When using a ZEO server, either from plone.recipe.zeoserver or plone.recipe.zope2zeoserver, a zeopack
script is automatically generated for you with all the necessary parameters to run the pack. This can simply be run from the command line:
$ cd path/to/buildout
$ bin/zeopack
Now your database is packed, that was easy! As programmers and systems administrators, we know that doing things manually will eventually fail. How do we automate this process? Simple, we add a cron job to take care of the work for us. Here is an example configuration that gets everything set up for us:
[buildout]
parts = instance zeoserver cron-pack
extends = http://dist.plone.org/release/4.1.3/versions.cfg
[instance]
recipe = plone.recipe.zope2instance
user = admin:admin
http-address = 8080
zeo-address = 8100
zeo-client = True
# Set the shared blob option so blobs work with zeoserver
shared-blob = on
blob-storage = ${buildout:directory}/var/blobstorage
eggs =
Pillow
Plone
[zeoserver]
recipe = plone.recipe.zeoserver
blob-storage = ${instance:blob-storage}
zeo-address = ${instance:zeo-address}
# keep history for 7 days instead of the default 1
pack-days = 7
[cron-pack]
recipe = z3c.recipe.usercrontab
times = @weekly
command = ${buildout:bin-directory}/zeopack
After running this buildout, there will be a cron job added to the cron of the user that ran the buildout. This job will run weekly and pack the database, leaving 7 days of history.

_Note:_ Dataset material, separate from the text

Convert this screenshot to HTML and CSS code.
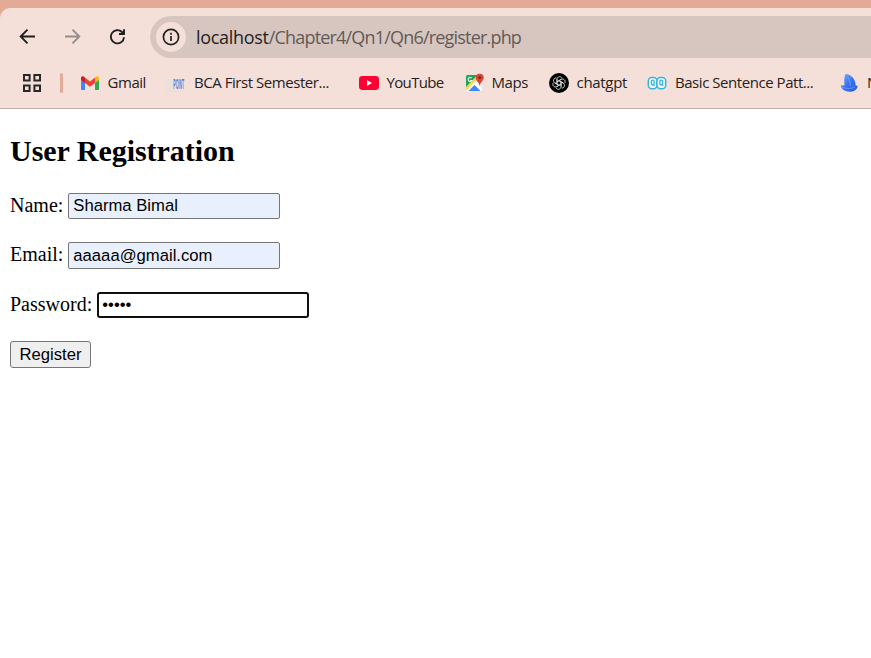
FILE: index.html
```html
<!DOCTYPE html>
<html lang="en">
<head>
<meta charset="utf-8">
<title>User Registration</title>
<link rel="stylesheet" href="styles.css">
</head>
<body>
<header class="frame">
  <div class="chrome">
    <div class="toolbar">
      <svg class="nav" viewBox="0 0 20 20"><path d="M17 9.500H3.500M9.500 2.700 2.700 9.500 9.500 16.300"/></svg>
      <svg class="nav nav-off" viewBox="0 0 20 20"><path d="M2 9.500H15.500M9.500 2.700 16.300 9.500 9.500 16.300"/></svg>
      <svg class="nav" viewBox="0 0 20 20"><path d="M16 10.200A6.600 6.600 0 1 1 14 5L15.500 6.500"/><path d="M16 2.200V7H11"/></svg>
      <div class="address">
        <span class="info"><svg viewBox="0 0 20 20"><circle cx="10" cy="10" r="7.6"/><path d="M10 9v5M10 5.800v2"/></svg></span>
        <span class="url"><span class="host">localhost</span>/Chapter4/Qn1/Qn6/register.php</span>
      </div>
    </div>
    <nav class="bookmarks">
      <svg class="apps" viewBox="0 0 20 20"><path d="M2 2h5.600v5.600H2zM12.400 2H18v5.600h-5.600zM2 12.400h5.600V18H2zM12.400 12.400H18V18h-5.600z"/></svg>
      <span class="divider"></span>
      <span class="bookmark gmail">
        <svg viewBox="0 0 20 20"><path fill="#4285f4" d="M1 5v11q0 1 1 1h3V8z"/><path fill="#34a853" d="M15 8v9h3q1 0 1-1V5z"/><path fill="#fbbc04" d="M15 5v5l4-3V5c0-2-2.200-2.400-3.400-1.200z"/><path fill="#c5221f" d="M5 5v5L1 7V5c0-2 2.200-2.400 3.400-1.200z"/><path fill="#ea4335" d="m5 4.500 5 4 5-4V10l-5 3.800L5 10z"/></svg>
        <span class="label">Gmail</span>
      </span>
      <span class="bookmark bca">
        <svg viewBox="0 0 20 20"><text class="logo" transform="translate(.7 15.500) scale(.235 1)"><tspan class="pale">BCA</tspan><tspan class="blue">POINT</tspan></text><path stroke="#e6dad9" d="M1 18h18"/></svg>
        <span class="label">BCA First Semester...</span>
      </span>
      <span class="bookmark youtube">
        <svg viewBox="0 0 20 20"><rect y="3" width="20" height="14" rx="3.400" fill="#ff0033"/><path fill="#fff" d="m8 7 5 3-5 3z"/></svg>
        <span class="label">YouTube</span>
      </span>
      <span class="bookmark maps">
        <svg viewBox="0 0 20 20"><path fill="#1fa35a" d="M2.500 2H14L1 16V3.500Q1 2 2.500 2"/><path fill="#eee" d="m10 9 7-1v10L9 10z"/><path fill="#fff" d="m1 15.500 8-8 8 8V18h-1.500L9.500 12 4 18H1z"/><path fill="#fdd844" d="M1 14 12 2.500l2 2L2 17H1z"/><path fill="#4285f4" d="m3.500 18 6-6 6 6z"/><path fill="none" stroke="#e9fff2" stroke-width="1.100" d="M6.700 5.200a2 2 0 1 0 .1 2.300H5.200"/><path fill="#db4437" d="M14.700.8a4 4 0 0 1 4 4c0 3-3.200 4.200-4 8-.8-3.800-4-5-4-8a4 4 0 0 1 4-4"/><circle cx="14.700" cy="4.700" r="1.400" fill="#7b231d"/></svg>
        <span class="label">Maps</span>
      </span>
      <span class="bookmark chatgpt">
        <svg viewBox="0 0 20 20"><circle cx="10" cy="10" r="10"/><g fill="none" stroke="#ddd" stroke-width=".85"><path id="petal" d="M8 11.200V6.300c0-3 4.300-3.500 5-1M8 8.800l4.300-2.500"/><use href="#petal" transform="rotate(60 10 10)"/><use href="#petal" transform="rotate(120 10 10)"/><use href="#petal" transform="rotate(180 10 10)"/><use href="#petal" transform="rotate(240 10 10)"/><use href="#petal" transform="rotate(300 10 10)"/></g></svg>
        <span class="label">chatgpt</span>
      </span>
      <span class="bookmark basic">
        <svg viewBox="0 0 20 20"><g fill="#f3fcff" stroke="#38b4dc" stroke-width="1.500"><rect x="1.300" y="4.500" width="8.700" height="11.200" rx="3.500"/><rect x="10" y="4.500" width="8.700" height="11.200" rx="3.500"/><g stroke-width="1.300"><rect x="4.400" y="7.200" width="2.800" height="4.800" rx="1.400"/><rect x="12.800" y="7.200" width="2.800" height="4.800" rx="1.400"/><path d="m6.500 11.500 1 1.500M15 11.500l1 1.500"/></g></g></svg>
        <span class="label">Basic Sentence Patt...</span>
      </span>
      <span class="bookmark last">
        <svg viewBox="0 0 20 20"><defs><linearGradient id="sail" x2="1" y2="1"><stop stop-color="#83b2fb"/><stop offset=".5" stop-color="#3972f2"/><stop offset="1" stop-color="#2457dc"/></linearGradient></defs><path fill="url(#sail)" d="M5.500 1c6 .5 10 5 10.200 11.500l2 .2c-.4 3.600-3.200 6-7.700 6-5 0-8.500-2.200-9.200-6.200L4.500 12.300C4 8.500 4 4 5.500 1"/><path stroke="#78a8ff" stroke-width=".7" fill="none" d="M7.500 4c2.500 3 3 6 2.500 9M2 14c4 2 9 2 13 0"/></svg>
        <span class="label">N</span>
      </span>
    </nav>
  </div>
</header>
<main class="page">
  <h2>User Registration</h2>
  <form>
    <div class="row"><label for="name">Name:</label><input class="filled" id="name" type="text" value="Sharma Bimal"></div>
    <div class="row"><label for="email">Email:</label><input class="filled tall" id="email" type="email" value="aaaaa@gmail.com"></div>
    <div class="row"><label for="password">Password:</label><input class="active" id="password" type="password" value="12345"></div>
    <button type="button">Register</button>
  </form>
</main>
</body>
</html>
```
FILE: styles.css
```css
* { box-sizing: border-box; }
body { margin: 0; height: 658px; overflow: hidden; background: #fff; font: 20px "Liberation Serif", serif; color: #000; }
.frame { background: #e3aa98; padding-top: 8px; overflow: hidden; }
.chrome { height: 101px; background: #f5e0d9; border-bottom: 1px solid #c8aea8; border-top-left-radius: 10px; padding-top: 8px; font-family: "Open Sans", sans-serif; color: #242223; }
.toolbar { height: 42px; display: flex; align-items: center; padding-left: 18px; }
.nav { width: 20px; height: 20px; flex: none; margin-right: 25px; fill: none; stroke: #1f1f1f; stroke-width: 1.9; }
.nav-off { stroke: #978b89; }
.nav:nth-of-type(3) { margin-right: 22px; }
.address { height: 42px; flex: 1; min-width: 0; display: flex; align-items: center; background: #d7c6bf; border-radius: 21px 0 0 21px; padding-left: 6px; }
.info { width: 30px; height: 30px; border-radius: 50%; background: #f5e0d9; display: grid; place-items: center; flex: none; }
.info svg { width: 20px; height: 20px; fill: none; stroke: #222; stroke-width: 1.7; }
.url { margin-left: 10px; font-size: 18px; line-height: 24px; letter-spacing: -.81px; white-space: nowrap; color: #635a58; }
.host { color: #242223; letter-spacing: -.3px; }
.bookmarks { height: 50px; display: flex; align-items: center; padding-left: 22px; white-space: nowrap; }
.apps { width: 20px; height: 20px; flex: none; fill: none; stroke: #282828; stroke-width: 2; }
.divider { width: 3px; height: 20px; margin: 0 17px 0 18px; border-radius: 2px; background: #e3aa98; flex: none; }
.bookmark { display: flex; align-items: center; flex: none; gap: 8px; }
.bookmark svg { width: 20px; height: 20px; flex: none; }
.label { font-size: 15px; line-height: 20px; letter-spacing: -.45px; padding-bottom: 2px; }
.gmail { width: 85px; gap: 7.5px; }
.bca { width: 194px; gap: 9px; }
.youtube { width: 106px; gap: 7.5px; }
.youtube .label { letter-spacing: -.65px; }
.maps { width: 84px; gap: 6.5px; }
.chatgpt { width: 98px; gap: 7.5px; }
.basic { width: 193px; }
.chatgpt .label { letter-spacing: -.3px; }
.last { gap: 7px; }
.logo { font: bold 15px "Liberation Sans", sans-serif; }
.pale { fill: #e5e0e5; }
.blue { fill: #4f82da; }
.page { padding: 25px 10px 0; }
h2 { margin: 0 0 24px; font-size: 30px; line-height: 34px; letter-spacing: -.03px; }
.row { height: 27px; margin-bottom: 22.6px; display: flex; align-items: center; }
.row label { line-height: 23px; margin-right: 5px; padding-bottom: 1px; }
input { width: 212px; height: 26px; padding: 1px 4px; border: 1px solid #767676; border-radius: 2px; font: 16.67px "Liberation Sans", sans-serif; color: #000; outline: 0; }
.filled { background: #e8f0fe; }
.tall { height: 27px; padding-top: 2px; }
.active { border: 2px solid #101010; border-radius: 3px; padding: 0 3px; }
button { display: block; width: 81px; height: 27px; padding: 1px 0 0; border: 1px solid #767676; border-radius: 3px; background: #efefef; font: 16.67px "Liberation Sans", sans-serif; color: #000; }
```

Now for a more complex scenario using RelStorage. The zeopack
script will no longer work, but fear not, RelStorage comes with a script called zodbpack
that can do the job.
First some setup to make the generation of the conf file work:
$ cd path/to/buidout
$ mkdir templates
$ mkdir etc
$ touch templates/zodbpack.conf.tmpl
This sets up a directory for our zodbpack.conf
template, and an output directory named etc
. In the zodbpack.conf.tmpl
, place the following code:
<relstorage>
<mysql>
host ${settings:mysql-host}
db ${settings:mysql-db}
user ${settings:mysql-user}
passwd ${settings:mysql-passwd}
</mysql>
</relstorage>
Now here is our example buildout configuration that sets up Plone to use RelStorage with MySQL:
[buildout]
parts = instance relstorage zodbpack-conf cron-pack
extends = http://dist.plone.org/release/4.1.3/versions.cfg
[settings]
# settings for RelStorage connection
mysql-host = localhost
mysql-db = mydbname
mysql-user = root
mysql-passwd =
# options for the cron job
pack-days = 7
[instance]
recipe = plone.recipe.zope2instance
user = admin:admin
http-address = 8080
eggs =
Pillow
Plone
RelStorage
MySQL-python
rel-storage =
type mysql
host ${settings:mysql-host}
db ${settings:mysql-db}
user ${settings:mysql-user}
passwd ${settings:mysql-passwd}
blob-dir ${buildout:directory}/var/blobstorage
# Generate the RelStorage scripts
[relstorage]
recipe = zc.recipe.egg
eggs =
${instance:eggs}
RelStorage
MySQL-python
[zodbpack-conf]
recipe = collective.recipe.template
input = ${buildout:directory}/templates/zodbpack.conf.tmpl
output = ${buildout:directory}/etc/zodbpack.conf
[cron-pack]
recipe = z3c.recipe.usercrontab
times = @weekly
command = ${buildout:bin-directory}/zodbpack -d ${settings:pack-days} ${zodbpack-conf:output}
In this example, we are generating a conf file for the zodbpack
script to use with the [zodbpack-conf]
part. Since the RelStorage information will be used in two places, and might be different on each deployment platform, there is a [settings]
section that both the [instance]
and [zodbpack-conf]
parts take advantage of.
Once this buildout has run, it will be set up similar to our conventional buildout. The cron job will pack the RelStorage database once a week, keeping 7 days of history.
Packing your Plone site's database on a regular basis is as simple as adding some configuration to buildout. There is really no reason you shouldn't be keeping up on this maintenance task with your Plone sites, especially when you run complex websites or intranets. It will save you time during your development and release cycles by making sure the database is at its leanest.